We are here to see the creative forces that are at work in the human experience. When we see them, those forces have a chance to come together in a beautiful dynamism. They have a chance to commune and come together synergistically. There is the dance of those creative forces. Those creative forces dance between you and me. Before we do a single thing—before we pull a weed, plant a seed, wash a dish, create a website, or do any of the other things that we do in an outer sense, those creative forces have a chance to come together in consciousness between us as human beings who see God—who see those creative forces and see the Being that is behind those creative forces, and who see the pattern of unfolding reality and the promise that it’s bringing between you and me.
Blessed are the pure in heart: for they shall see God.
In so many ways, we can opt out with people. They’re not my political party. They’re not my faith. They’re not my color—it goes on and on—not my type, not my community, not my nationality, not my ethnicity, not my Enneagram preference. All blindness.

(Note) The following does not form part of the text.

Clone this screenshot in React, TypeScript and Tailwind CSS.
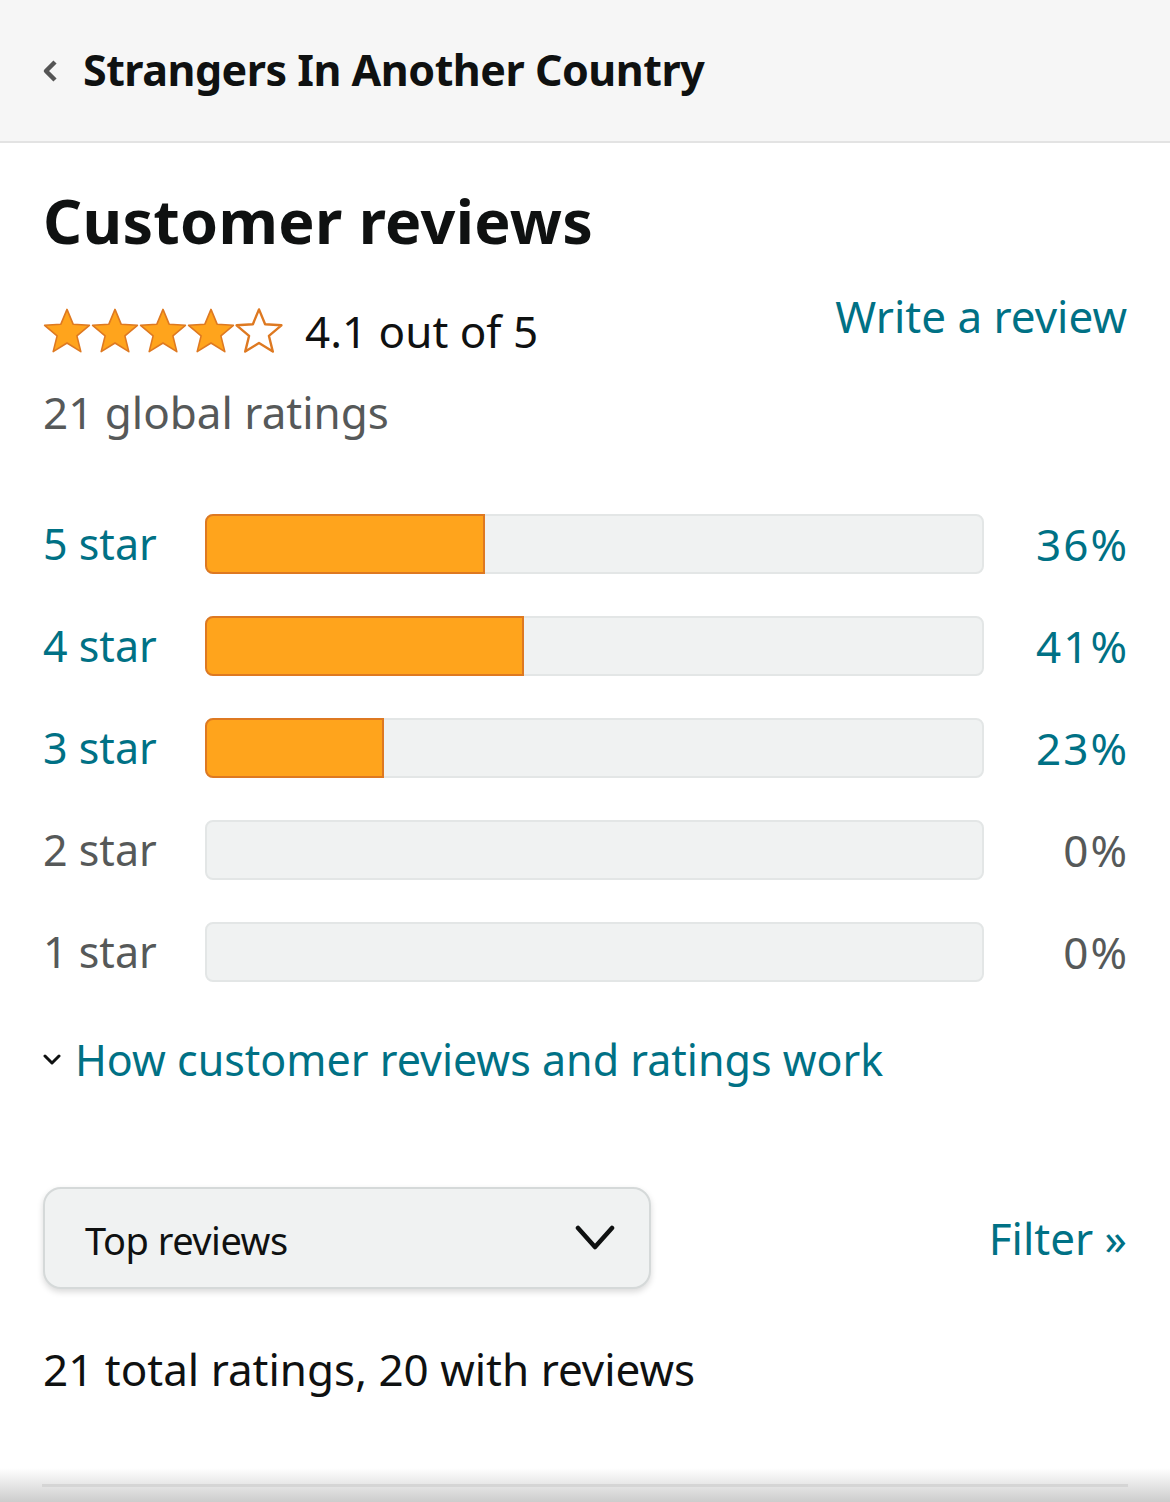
const ratings = [
  { label: '5 star', pct: 36 },
  { label: '4 star', pct: 41 },
  { label: '3 star', pct: 23 },
  { label: '2 star', pct: 0 },
  { label: '1 star', pct: 0 },
];

const BAR_WIDTH = 779;

function Star({ filled }: { filled: boolean }) {
  return (
    <svg viewBox="0 0 24 24" className="size-[48px]">
      <path
        d="M12 1.2L15.06 8.59L23.2 9.15L16.95 14.41L18.9 22.3L12 18L5.1 22.3L7.05 14.41L0.8 9.15L8.94 8.59Z"
        fill={filled ? '#ffa41c' : '#fff'}
        stroke="#de7921"
        strokeWidth={filled ? 0.8 : 1.2}
        strokeLinejoin="round"
      />
    </svg>
  );
}

export default function App() {
  return (
    <div className="relative min-h-[1502px] w-[1170px] overflow-hidden bg-white font-['Noto_Sans',sans-serif]">
      <header className="flex h-[143px] items-center gap-[25px] border-b-2 border-[#e3e3e3] bg-[#f6f6f6] pl-[42px]">
        <svg viewBox="0 0 16 24" className="h-[24px] w-[16px]">
          <polyline
            points="13,3 4,12 13,21"
            fill="none"
            stroke="#555"
            strokeWidth={4.5}
            strokeLinejoin="round"
          />
        </svg>
        <h1 className="text-[43px] font-bold tracking-[-0.5px] text-[#0f1111]">
          Strangers In Another Country
        </h1>
      </header>

      <main className="px-[43px]">
        <h2 className="mt-[38px] text-[61px] font-bold leading-[80px] tracking-[0.3px] text-[#0f1111]">
          Customer reviews
        </h2>

        <div className="flex items-start justify-between">
          <div className="mt-[42px] flex h-[56px] items-center gap-[22px]">
            <div className="flex">
              {[0, 1, 2, 3, 4].map((i) => (
                <Star key={i} filled={i < 4} />
              ))}
            </div>
            <span className="text-[44px] leading-[56px] text-[#0f1111]">4.1 out of 5</span>
          </div>
          <a className="mt-[27px] text-[44px] leading-[56px] text-[#007185]">Write a review</a>
        </div>

        <p className="mt-[25px] text-[44px] leading-[56px] text-[#565959]">21 global ratings</p>

        <div className="mt-[74px] flex flex-col gap-[42px]">
          {ratings.map((r) => (
            <div key={r.label} className="flex h-[60px] items-center">
              <span
                className={`w-[162px] text-[43px] ${r.pct > 0 ? 'text-[#007185]' : 'text-[#565959]'}`}
              >
                {r.label}
              </span>
              <div className="relative h-[60px] w-[779px] rounded-[8px] border-2 border-[#e3e6e6] bg-[#f0f2f2]">
                {r.pct > 0 && (
                  <div
                    className="absolute -left-[2px] -top-[2px] h-[60px] rounded-l-[8px] border-2 border-[#de7921] bg-[#ffa41c]"
                    style={{ width: `${(r.pct / 100) * BAR_WIDTH}px` }}
                  />
                )}
              </div>
              <span
                className={`-mr-[2px] flex-1 text-right text-[44px] tracking-[2px] ${r.pct > 0 ? 'text-[#007185]' : 'text-[#565959]'}`}
              >
                {r.pct}%
              </span>
            </div>
          ))}
        </div>

        <div className="mt-[50px] flex items-center gap-[13px]">
          <svg viewBox="0 0 20 12" className="-ml-[1px] h-[12px] w-[20px]">
            <polyline
              points="3,2 10,9 17,2"
              fill="none"
              stroke="#0f1111"
              strokeWidth={3}
              strokeLinecap="round"
              strokeLinejoin="round"
            />
          </svg>
          <span className="text-[43px] leading-[56px] text-[#007185]">
            How customer reviews and ratings work
          </span>
        </div>

        <div className="mt-[99px] flex items-center justify-between">
          <div className="flex h-[102px] w-[608px] items-center justify-between rounded-[18px] border-2 border-[#d5d9d9] bg-[#f0f2f2] pl-[40px] pr-[34px] pt-[4px] shadow-[0_3px_6px_rgba(0,0,0,0.15)]">
            <span className="text-[38px] tracking-[-0.5px] text-[#0f1111]">Top reviews</span>
            <svg viewBox="0 0 40 28" className="-mt-[4px] h-[28px] w-[40px]">
              <polyline
                points="3,4 20,23 37,4"
                fill="none"
                stroke="#0f1111"
                strokeWidth={4.5}
                strokeLinecap="round"
                strokeLinejoin="round"
              />
            </svg>
          </div>
          <a className="text-[44px] text-[#007185]">Filter »</a>
        </div>

        <p className="mt-[52px] text-[44px] leading-[56px] text-[#0f1111]">
          21 total ratings, 20 with reviews
        </p>
      </main>

      <div className="absolute inset-x-0 bottom-0 h-[34px] bg-gradient-to-b from-transparent to-[#cccccc]" />
      <div className="absolute bottom-[15px] left-[42px] right-[42px] h-[3px] bg-[#d5d5d5]" />
    </div>
  );
}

The God I’m interested in, is the God that is here. I’m not interested in a God that’s not here. I’m interested in the God that is present in all things and in all people. And most especially, that is present in me and through me, and in and through the people that I am with. I believe it’s some kind of cop-out to think it’s all about some God someplace else or some people someplace else. Wherever I am, it’s about those people, and it’s about me with those people in that world.
That connects to the transcendence of God that’s bigger than me and bigger than those people and bigger than all things, because that transcendent reality of the Divine is present as me and as those people. And when I’m touching it in them, I’m not touching some isolated reality. I’m touching the reality.
Blessed are the pure in heart: for they shall see God.